Выговор за троцкистские колебания не только препятствовал продвижению Шамрая по службе, но и вызывал у некоторых членов партии, работающих под его началом, сомнения в возможности дальнейшего пребывания Шамрая на посту управляющего трестом и члена комиссии (см. копии протокола партийного собрания в тресте от 3/Х 1934 г. и заявлений в райком партии тт. Якобса и Хабарова). Между тем вымышленная версия о покушении не только оправдывала потерю документов, но и способствовала упрочению положения Шамрая, создавала вокруг его имени определенный ореол, позволяла нажить политический капитал. В этом смысле очень характерны заметка «Пожар» в стенгазете треста (см. копию), которую Шамрай не постеснялся отредактировать в нужном для него духе, выступления Шамрая на торжественном вечере служащих треста и встрече с профсоюзным активом…
Шамрай, умело используя естественную реакцию общественности своего учреждения и сотрудников милиции на заявление о покушении, всеми силами препятствовал установлению истины, оказывал давление на свидетелей и руководящих работников вышестоящих органов дознания, спекулируя на таких понятиях, как бдительность, классовая борьба».

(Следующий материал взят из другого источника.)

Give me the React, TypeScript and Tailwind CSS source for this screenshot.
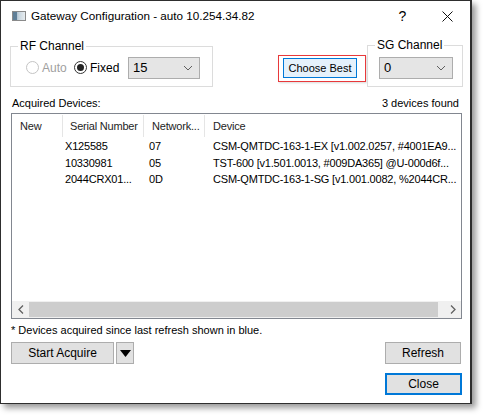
import React from 'react';

const font = { fontFamily: '"Liberation Sans", Arial, sans-serif' };

interface Device {
  serial: string;
  network: string;
  device: string;
}

const devices: Device[] = [
  { serial: 'X125585', network: '07', device: 'CSM-QMTDC-163-1-EX [v1.002.0257, #4001EA9...' },
  { serial: '10330981', network: '05', device: 'TST-600 [v1.501.0013, #009DA365] @U-000d6f...' },
  { serial: '2044CRX01...', network: '0D', device: 'CSM-QMTDC-163-1-SG [v1.001.0082, %2044CR...' },
];

function Chevron() {
  return (
    <svg width="10" height="6" viewBox="0 0 10 6" className="text-[#606060]">
      <path d="M1 1 L5 5 L9 1" fill="none" stroke="currentColor" strokeWidth="1" />
    </svg>
  );
}

function Combo({ value, width }: { value: string; width: string }) {
  return (
    <div className={`${width} h-[22px] bg-[#e5e5e5] border border-[#adadad] flex items-center justify-between pl-[4px] pr-[6px] text-[13px] text-black`}>
      <span>{value}</span>
      <Chevron />
    </div>
  );
}

export default function App() {
  return (
    <div className="w-[486px] h-[420px] bg-white" style={font}>
      <div className="w-[472px] h-[404px] border border-[#2e2e2e] border-r-2 bg-white shadow-[4px_4px_6px_rgba(0,0,0,0.4)] flex flex-col">
        {/* title bar */}
        <div className="h-[30px] flex items-center pl-[11px] shrink-0">
          <div className="w-[14px] h-[10px] border border-[#8a8a8a] bg-gradient-to-r from-[#7d9cb5] via-[#c9d6df] to-[#e7ecef] flex">
            <div className="w-[4px] h-full bg-[#5f7f97]" />
          </div>
          <span className="ml-[5px] text-[11.7px] text-black">Gateway Configuration - auto 10.254.34.82</span>
          <div className="flex-1" />
          <div className="w-[45px] text-center text-[14px] text-black">?</div>
          <div className="w-[45px] flex justify-center">
            <svg width="11" height="11" viewBox="0 0 11 11">
              <path d="M0.5 0.5 L10.5 10.5 M10.5 0.5 L0.5 10.5" stroke="#111" strokeWidth="1" />
            </svg>
          </div>
        </div>

        {/* channel controls */}
        <div className="h-[64px] flex items-start pl-[9px] shrink-0">
          <div className="relative mt-[15px] w-[203px] h-[41px] border border-[#dcdcdc] flex items-center pl-[15px] pt-[2px]">
            <span className="absolute left-[7px] top-[-9px] bg-white px-[2px] text-[12px] leading-[16px] text-black">RF Channel</span>
            <label className="w-[48px] flex items-center gap-[3px]">
              <span className="w-[13px] h-[13px] rounded-full border border-[#c4c4c4] bg-white" />
              <span className="text-[12px] text-[#a0a0a0]">Auto</span>
            </label>
            <label className="w-[54px] flex items-center gap-[3px]">
              <span className="w-[13px] h-[13px] rounded-full border border-[#333] bg-white flex items-center justify-center">
                <span className="w-[7px] h-[7px] rounded-full bg-[#222]" />
              </span>
              <span className="text-[12px] text-black">Fixed</span>
            </label>
            <Combo value="15" width="w-[72px]" />
          </div>

          <div className="ml-[65px] mt-[24px] w-[88px] h-[27px] border-[1.5px] border-[#e8393b] shadow-[1px_1px_2px_rgba(0,0,0,0.15)] flex items-center pl-[4px] pb-[1px]">
            <div className="w-[74px] h-[20px] bg-[#e5f1fb] border border-[#0078d7] flex items-center justify-center text-[11px] text-black">
              Choose Best
            </div>
          </div>

          <div className="relative ml-[1px] mt-[14px] w-[96px] h-[42px] border border-[#dcdcdc] flex items-center pl-[11px] pt-[3px]">
            <span className="absolute left-[7px] top-[-9px] bg-white px-[2px] text-[12px] leading-[16px] text-black">SG Channel</span>
            <Combo value="0" width="w-[74px]" />
          </div>
        </div>

        {/* device list */}
        <div className="flex-1 flex flex-col pl-[10px] pr-[8px] text-[11px] text-black">
          <div className="h-[16px] flex items-center justify-between pl-[1px] pr-[3px]">
            <span>Acquired Devices:</span>
            <span>3 devices found</span>
          </div>
          <div className="mt-[2px] h-[206px] border border-[#828790] flex flex-col">
            <div className="h-[24px] flex items-center text-[#1e1e1e] tracking-[-0.2px]">
              <div className="w-[50px] pl-[8px]">New</div>
              <div className="w-[81px] pl-[7px] border-l border-[#e5e5e5] h-[22px] flex items-center">Serial Number</div>
              <div className="w-[61px] pl-[8px] border-l border-[#e5e5e5] h-[22px] flex items-center">Network...</div>
              <div className="flex-1 pl-[8px] border-l border-[#e5e5e5] h-[22px] flex items-center">Device</div>
            </div>
            <div className="flex-1 tracking-[-0.2px]">
              {devices.map((d) => (
                <div key={d.serial} className="h-[16.5px] flex items-center whitespace-nowrap">
                  <div className="w-[50px]" />
                  <div className="w-[81px] pl-[3px]">{d.serial}</div>
                  <div className="w-[61px] pl-[6px]">{d.network}</div>
                  <div className="flex-1 pl-[9px]">{d.device}</div>
                </div>
              ))}
            </div>
            <div className="h-[17px] bg-[#f0f0f0] flex items-center">
              <div className="w-[17px] flex justify-center">
                <svg width="6" height="9" viewBox="0 0 6 9">
                  <path d="M5 0.5 L1 4.5 L5 8.5" fill="none" stroke="#606060" strokeWidth="1.3" />
                </svg>
              </div>
              <div className="flex-1 h-[15px] bg-[#cdcdcd] mr-[6px]" />
              <div className="w-[17px] flex justify-center">
                <svg width="6" height="9" viewBox="0 0 6 9">
                  <path d="M1 0.5 L5 4.5 L1 8.5" fill="none" stroke="#606060" strokeWidth="1.3" />
                </svg>
              </div>
            </div>
          </div>

          <div className="mt-[3px] h-[16px] flex items-center">* Devices acquired since last refresh shown in blue.</div>

          <div className="mt-[4px] flex items-center">
            <button className="w-[103px] h-[22px] bg-[#e1e1e1] border border-[#adadad] text-[12px]">Start Acquire</button>
            <button className="ml-[2px] w-[18px] h-[22px] bg-[#e1e1e1] border border-[#adadad] flex items-center justify-center">
              <svg width="11" height="7" viewBox="0 0 11 7">
                <path d="M0 0 L11 0 L5.5 7 Z" fill="#000" />
              </svg>
            </button>
            <div className="flex-1" />
            <button className="mr-[1px] w-[76px] h-[22px] bg-[#e1e1e1] border border-[#adadad] text-[12px]">Refresh</button>
          </div>

          <div className="mt-[9px] flex justify-end">
            <button className="w-[77px] h-[22px] bg-[#e1e1e1] border-2 border-[#0078d7] text-[12px]">Close</button>
          </div>
        </div>
      </div>
    </div>
  );
}
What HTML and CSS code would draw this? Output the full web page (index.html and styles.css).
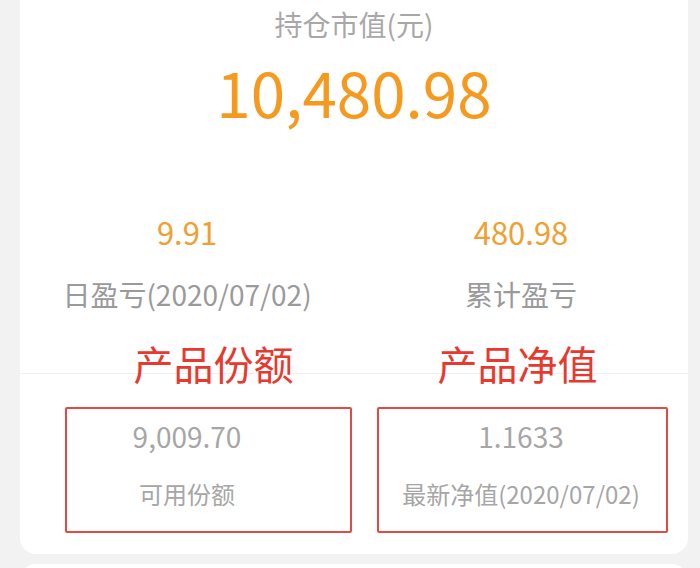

Пятая страница, шестая, седьмая и, наконец, восьмая:
«…В связи со всем вышеизложенным считаю:
а) поведение Шамрая компрометирует высокое звание члена партии;
б) оно несовместимо с дальнейшим пребыванием в партии;
в) действия Шамрая, выразившиеся в даче ложных показаний и обработке свидетелей, уголовно наказуемы.
Поэтому прошу:
1. Проинформировать о происшедшем парторганизацию треста и райком ВКП(б).
2. Направить представление об освобождении Шамрая от занимаемой должности.
3. Рассмотреть вопрос о привлечении его к уголовной ответственности.
4. Назначить комиссию для проверки работы старшего оперуполномоченного т. Эрлиха по расследованию указанного дела…»
Сухоруков дочитал докладную до конца. Отложил ее в сторону. Потер ладонью лоб. Под куцыми бровями лезвиями бритвы тускло блестели сузившиеся глаза.
Я достал из портфеля протоколы — толстую стопку бумаг. Сухоруков просмотрел лежащий сверху протокол. Скрипнув креслом, встал, отнес документы в сейф, дважды повернул ключ. Все это без единого слова, молча. Но мне его молчание говорило больше, чем любые слова. Уж как-то так у нас сложилось, что молча мы всегда лучше понимали друг друга, чем. когда пытались объясниться.
Виктор снял телефонную трубку:
— Говорит Сухоруков. Соедините меня с Долматовым… Здравствуй еще раз. Мне с тобой нужно срочно переговорить. По «горелому делу». Совершенно новые обстоятельства. Да, срочно… Очень срочно… Ты угадал: почти пожар… Хорошо, через десять минут…
Он повесил трубку.
— А все-таки ты мальчишка, Сашка. Совсем пацан. Тебя в детстве часто секли?
— Ни разу.
Виктор удивленно посмотрел на меня:
— Врешь!
— Честное слово, нет.
— Все равно врешь.
— Да нет же…
— Ну, нет так нет, — примирительно сказал он и, помолчав, добавил: — А меня в пацаньи годы частенько секли… Чуть ли не каждый день. И мать и отец. Только у матери рука была женская, легкая. У отца — потяжелей… Помнишь моего отца?
— Помню…
— Хороший мужик был. Разумный… Значит, говоришь, не секли? Ну, ну… — Он налил в стакан воду из графина, сделал два глотка, поставил стакан на стол. — А заседание партбюро, наверно, будет в середине следующей недели…
Мой дневник заканчивается словами: «Заседание партбюро». Такой же краткой записью следовало бы, видимо, завершить и книгу, где читателю уже почти все ясно из предыдущей главы, а оставшееся «почти» совсем нетрудно домыслить. Но разбежавшееся перо останавливается не сразу, а память не желает подчиняться требованиям логики. Она восстанавливает передо мной большую, давно уже переделанную после очередного или внеочередного ремонта комнату в доме 38, где теперь надстроен еще один этаж, клубы табачного дыма, стакан и карандаш вместо председательского колокольчика, разгоряченные лица членов партбюро и растерянность в глазах Фуфаева.